My playtime, that wasn’t spent outdoors, would be used up playing with the numerous soft-toys and barbies that I owned. My first Barbie was dark-skinned and had brown hair, and she usually ended up playing the villain in most stories I concocted. I was partial towards those blondies which is not to say that mishaps didn’t happen to them. They were treated to occasional visits to the spa which was nothing more than an overnight dip in a bucketful of water. And I’d apparently beautify their faces by applying multiple layers of make-up(a permanent one) and have duly come to regret it. Over time their hair would grow uncombable and would then need to be cut off – something my father really enjoyed doing – or would be tied up into a very unbecoming ponytail. Some even lost a few limbs in the journey, but what’s life without a few hardships?

My soft-toys, especially the dolls suffered a similar fate. Some of them lost an eye or a nose, mostly because they were detachable. And some have even split open in places, revealing their cottony entrails.

My first stuffed doll was named Kumkum. I don’t know where we picked up that name from or who named it either. But I was pretty attached to her, or so it appears if you look at my photo album. I acquired my second doll a few years later and I turned my loyalties towards her, abandoning my once-beloved Kumkum. And by a puzzling coincidence, she too was named Kumkum. 

A theory: Two people sharing a name are called name-fellows. Under the present circumstances (which includes a dire need for such a term to be coined), can’t we call the two dolls the name-foes or name-enemies of each other?

 Anyway, I have come to reform my ways and give equal preference to both who now sit side by side with a story to tell. The newer Kumkum’s face has been painted and now wears an assortment of clothes from back when I was small. The older one hasn’t suffered any bodily harm except that her hair is falling off in clumps. It’s probably because of the neglect she once faced which might have led to depression.( I’m only assuming that depression causes hair loss; it could have happened because she wasn’t washed, but that isn’t a very interesting theory.) There also is a rabbit – a white bunny – among the survivors. He maintained a snow-white fleece for years because he would be deposited in the washing machine from time to time. But I don’t think he has been washed in five years nor do I have reason to believe that he’d like to be spinned underwater, let alone survive it.

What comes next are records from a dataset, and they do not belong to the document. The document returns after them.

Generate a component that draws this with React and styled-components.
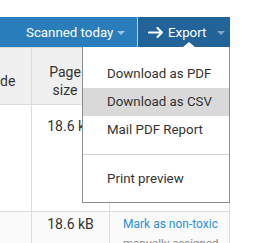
import React from 'react';
import styled, { createGlobalStyle } from 'styled-components';

const Global = createGlobalStyle`
  html, body { margin: 0; padding: 0; background: #fff; }
  body { font-family: Roboto, "Liberation Sans", Arial, sans-serif; overflow: hidden; }
`;

const Page = styled.div`
  position: relative;
  width: 256px;
  height: 243px;
  padding-top: 17px;
  box-sizing: border-box;
  overflow: hidden;
`;

const Toolbar = styled.div`
  display: flex;
  width: 230px;
  height: 30px;
`;

const ToolButton = styled.div`
  display: flex;
  align-items: center;
  box-sizing: border-box;
  height: 100%;
  color: #fff;
  font-size: 13.3px;
  background: ${p => (p.$dark ? '#22649a' : '#2a7dbb')};
  width: ${p => p.$width}px;
  padding-left: ${p => p.$pad}px;
  border-left: ${p => (p.$dark ? '1px solid #b9d3e8' : 'none')};
  svg { margin-right: 4px; }
`;

const Caret = styled.span`
  width: 0;
  height: 0;
  margin-left: ${p => p.$gap}px;
  margin-top: 2px;
  border-left: 4px solid transparent;
  border-right: 4px solid transparent;
  border-top: 4px solid ${p => (p.$dim ? '#7fa6c6' : '#9cc4e4')};
`;

const Table = styled.div`
  display: grid;
  grid-template-columns: 32px 78px 120px;
  width: 230px;
  border-top: 1px solid #d8d8d8;
  box-sizing: border-box;
`;

const Cell = styled.div`
  box-sizing: border-box;
  border-right: 1px solid #dcdcdc;
  border-bottom: 1px solid #dcdcdc;
  background: ${p => p.$bg || '#fff'};
  height: ${p => p.$h}px;
  font-size: 14px;
  color: #333;
  text-align: center;
  overflow: hidden;
  white-space: nowrap;
`;

const HeadCell = styled(Cell)`
  display: flex;
  flex-direction: column;
  justify-content: center;
  padding-top: 9px;
  line-height: 18px;
  text-align: ${p => p.$align || 'center'};
  padding-right: ${p => p.$pr || 0}px;
`;

const Value = styled.div`
  padding-top: ${p => p.$top}px;
  line-height: 18px;
`;

const Action = styled.div`
  padding: 4px 0 0 13px;
  text-align: left;
`;

const Link = styled.div`
  color: #2b8fd8;
  font-size: 12px;
  line-height: 16px;
`;

const Note = styled.div`
  color: #888;
  font-size: 11.5px;
  line-height: 16px;
  margin-top: 3px;
`;

const Menu = styled.div`
  position: absolute;
  left: 82px;
  top: 47px;
  width: 148px;
  box-sizing: border-box;
  background: #fff;
  border: 1px solid #8c8c8c;
  border-top: none;
  padding: 13px 0 9px;
`;

const Notch = styled.span`
  position: absolute;
  top: -5px;
  left: 100px;
  border-left: 6px solid transparent;
  border-right: 6px solid transparent;
  border-bottom: 5px solid #fff;
`;

const Item = styled.div`
  height: 28px;
  line-height: 28px;
  padding-left: 24px;
  font-size: 13.3px;
  color: #333;
  background: ${p => (p.$active ? '#d9d9d9' : 'transparent')};
`;

const Divider = styled.div`
  height: 1px;
  background: #d4d4d4;
  margin: 10px 0;
`;

const Arrow = () => (
  <svg width="16" height="11" viewBox="0 0 16 11" fill="none" stroke="#fff" strokeWidth="2" strokeLinecap="round" strokeLinejoin="round">
    <path d="M1 5.5h13M9.5 1l4.5 4.5L9.5 10" />
  </svg>
);

export default function App() {
  return (
    <Page>
      <Global />
      <Toolbar>
        <ToolButton $width={137} $pad={26}>
          Scanned today<Caret $gap={4} />
        </ToolButton>
        <ToolButton $dark $width={93} $pad={10}>
          <Arrow />
          Export<Caret $gap={11} $dim />
        </ToolButton>
      </Toolbar>
      <Table>
        <HeadCell $h={57} $bg="#f0f0f0" $align="right" $pr={19}>
          de
        </HeadCell>
        <HeadCell $h={57} $bg="#f0f0f0" $pr={11}>
          <div>Page</div>
          <div>size</div>
        </HeadCell>
        <HeadCell $h={57} $bg="#f0f0f0" />
        <Cell $h={107} />
        <Cell $h={107}>
          <Value $top={12}>18.6 kB</Value>
        </Cell>
        <Cell $h={107} />
        <Cell $h={40} $bg="#fafafa" />
        <Cell $h={40} $bg="#fafafa">
          <Value $top={3}>18.6 kB</Value>
        </Cell>
        <Cell $h={40} $bg="#fafafa">
          <Action>
            <Link>Mark as non-toxic</Link>
            <Note>manually assigned</Note>
          </Action>
        </Cell>
      </Table>
      <Menu>
        <Notch />
        <Item>Download as PDF</Item>
        <Item $active>Download as CSV</Item>
        <Item>Mail PDF Report</Item>
        <Divider />
        <Item>Print preview</Item>
      </Menu>
    </Page>
  );
}
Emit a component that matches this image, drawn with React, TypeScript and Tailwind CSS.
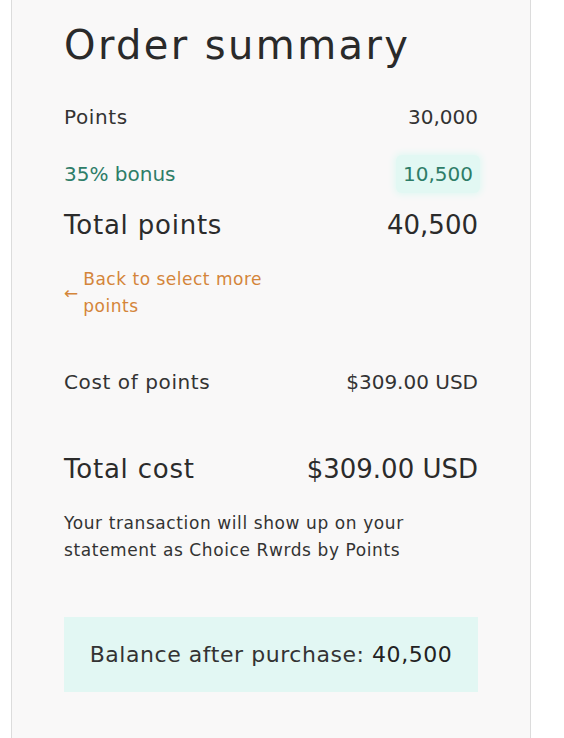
import React from 'react';

const font = { fontFamily: '"DejaVu Sans", "Liberation Sans", sans-serif' };

function Row({ label, value, big }: { label: string; value: string; big?: boolean }) {
  return (
    <div
      className={
        big
          ? 'flex items-center justify-between text-[26px] leading-[32px] text-[#2b2b2b]'
          : 'flex items-center justify-between text-[20px] leading-[28px] text-[#333333]'
      }
    >
      <span className="tracking-[0.03em]">{label}</span>
      <span>{value}</span>
    </div>
  );
}

export default function App() {
  return (
    <div className="min-h-[738px] bg-white pl-[11px] pr-[33px]" style={font}>
      <div className="min-h-[738px] border-x border-[#dcdcdc] bg-[#f9f8f8] pl-[52px] pr-[52px] pt-[21px] pb-10">
        <h1 className="text-[40px] leading-[48px] font-normal text-[#2a2a2a] tracking-[0.06em]">
          Order summary
        </h1>

        <div className="mt-[34px]">
          <Row label="Points" value="30,000" />
        </div>

        <div className="mt-[24px] flex items-center justify-between text-[20px] leading-[28px] text-[#2e7d68]">
          <span>35% bonus</span>
          <span className="-mr-[2px] rounded-md bg-[#e2f8f3] px-[7px] py-[5px] shadow-[0_0_6px_2px_#e2f8f3]">
            10,500
          </span>
        </div>

        <div className="mt-[16px]">
          <Row label="Total points" value="40,500" big />
        </div>

        <a className="mt-[25px] flex w-[230px] items-center gap-[5px] text-[#d4853a] cursor-pointer">
          <span className="text-[17px] leading-none">←</span>
          <span className="text-[17px] leading-[27px] tracking-[0.03em]">Back to select more points</span>
        </a>

        <div className="mt-[48px]">
          <Row label="Cost of points" value="$309.00 USD" />
        </div>

        <div className="mt-[57px]">
          <Row label="Total cost" value="$309.00 USD" big />
        </div>

        <p className="mt-[25px] w-[380px] text-[17px] leading-[27px] tracking-[0.035em] text-[#333333]">
          Your transaction will show up on your statement as Choice Rwrds by Points
        </p>

        <div className="mt-[53px] flex h-[75px] items-center justify-center bg-[#e2f7f3] text-[22px] tracking-[0.025em] text-[#333333]">
          Balance after purchase:&nbsp;<span className="text-[#222222]">40,500</span>
        </div>
      </div>
    </div>
  );
}
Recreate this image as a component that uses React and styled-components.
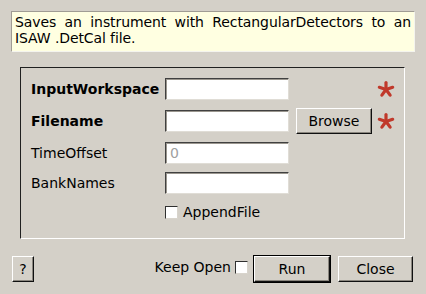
import React from 'react';
import styled, { createGlobalStyle } from 'styled-components';

const Global = createGlobalStyle`
    body {
        margin: 0;
        background: #d4d0c8;
        font-family: "DejaVu Sans", sans-serif;
        font-size: 14px;
        color: #000;
    }
`

const Dialog = styled.div`
    width: 426px;
    height: 294px;
    box-sizing: border-box;
    padding: 11px 11px 0 11px;
    display: flex;
    flex-direction: column;
`

const Tip = styled.div`
    width: 404px;
    height: 41px;
    box-sizing: border-box;
    background: #ffffe1;
    border: 1px solid;
    border-color: #a09c94 #f4f4ee #f4f4ee #a09c94;
    padding: 2px 3px 0 3px;
    line-height: 16px;
    text-align: justify;
    text-align-last: left;
    letter-spacing: -0.1px;
`

const Frame = styled.div`
    margin: 15px 10px 0 9px;
    height: 172px;
    box-sizing: border-box;
    border: 1px solid;
    border-color: #202020 #fff #fff #202020;
    padding: 10px 0 0 10px;
    display: grid;
    grid-template-columns: 128px 124px 76px 24px;
    grid-template-rows: 22px 26px 22px 22px 20px;
    column-gap: 6px;
    row-gap: 8px;
    align-items: center;
`

const Label = styled.div`
    grid-column: 1;
    font-weight: ${p => (p.$required ? 'bold' : 'normal')};
    white-space: nowrap;
`

const Input = styled.div`
    grid-column: 2;
    height: 22px;
    box-sizing: border-box;
    background: #fff;
    border: 1px solid;
    border-color: #404040 #e0ddd6 #e0ddd6 #404040;
    box-shadow: inset 1px 1px 0 #9a968e;
    color: #a0a0a0;
    padding: 2px 4px;
    line-height: 16px;
`

const Button = styled.div`
    height: ${p => p.$h || 26}px;
    width: ${p => p.$w}px;
    margin-left: ${p => p.$ml || 0}px;
    box-sizing: border-box;
    display: flex;
    align-items: center;
    justify-content: center;
    background: #d4d0c8;
    border: 1px solid;
    border-color: #fff #101010 #101010 #fff;
    box-shadow: inset -1px -1px 0 #8a867e;
    ${p => p.$default && `
        outline: 1px solid #000;
    `}
`

const Star = styled.svg`
    grid-column: 4;
    justify-self: start;
`

const CheckRow = styled.div`
    grid-column: 2 / span 3;
    display: flex;
    align-items: center;
    gap: 5px;
`

const Box = styled.div`
    width: 13px;
    height: 13px;
    box-sizing: border-box;
    background: #fff;
    border: 1px solid;
    border-color: #303030 #d8d4cc #d8d4cc #303030;
`

const Footer = styled.div`
    margin-top: 17px;
    display: flex;
    align-items: center;
    padding-left: 1px;
    padding-right: 2px;
`

const Spacer = styled.div`
    flex: 1;
`

const Keep = styled.div`
    display: flex;
    align-items: center;
    gap: 4px;
    margin-right: 6px;
    padding-bottom: 4px;
`

const Asterisk = () => (
    <Star width="18" height="18" viewBox="0 0 18 18">
        {[0, 72, 144, 216, 288].map(a => (
            <line key={a} x1="9" y1="9.5" x2="9" y2="2.5" stroke="#c0392b" strokeWidth="3.2"
                strokeLinecap="round" transform={`rotate(${a} 9 9.5)`} />
        ))}
    </Star>
)

const App = () => {
    return (
        <Dialog>
            <Global />
            <Tip>Saves an instrument with RectangularDetectors to an ISAW .DetCal file.</Tip>
            <Frame>
                <Label $required>InputWorkspace</Label>
                <Input />
                <div />
                <Asterisk />

                <Label $required>Filename</Label>
                <Input />
                <Button $w={76} $ml={1}>Browse</Button>
                <Asterisk />

                <Label>TimeOffset</Label>
                <Input>0</Input>
                <div />
                <div />

                <Label>BankNames</Label>
                <Input />
                <div />
                <div />

                <div />
                <CheckRow><Box />AppendFile</CheckRow>
            </Frame>
            <Footer>
                <Button $w={22}>?</Button>
                <Spacer />
                <Keep>Keep Open <Box /></Keep>
                <Button $w={76} $default style={{ marginRight: 8 }}>Run</Button>
                <Button $w={75}>Close</Button>
            </Footer>
        </Dialog>
    );
};

export default App;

So, why were they abandoned, you ask? It was because – and I hate to admit it – I grew up. Much to my annoyance, my mind and body have been growing over the years and there’s no chance of my becoming Peter Pan. I have dressed up my only unharmed Barbie and placed her beside my books, more out of a sense of duty towards her than any affection. I do love her but not as a child does; I am not very often drawn towards her, and the fun I had arranging her house for hours at end has disappeared, replaced by a sense of needlessness. I don’t even bother to look at the other dolls for days, and even when I do, I don’t take them out and admire them as I used to, don’t talk to them, don’t sew them clothes, don’t take pride in them anymore. 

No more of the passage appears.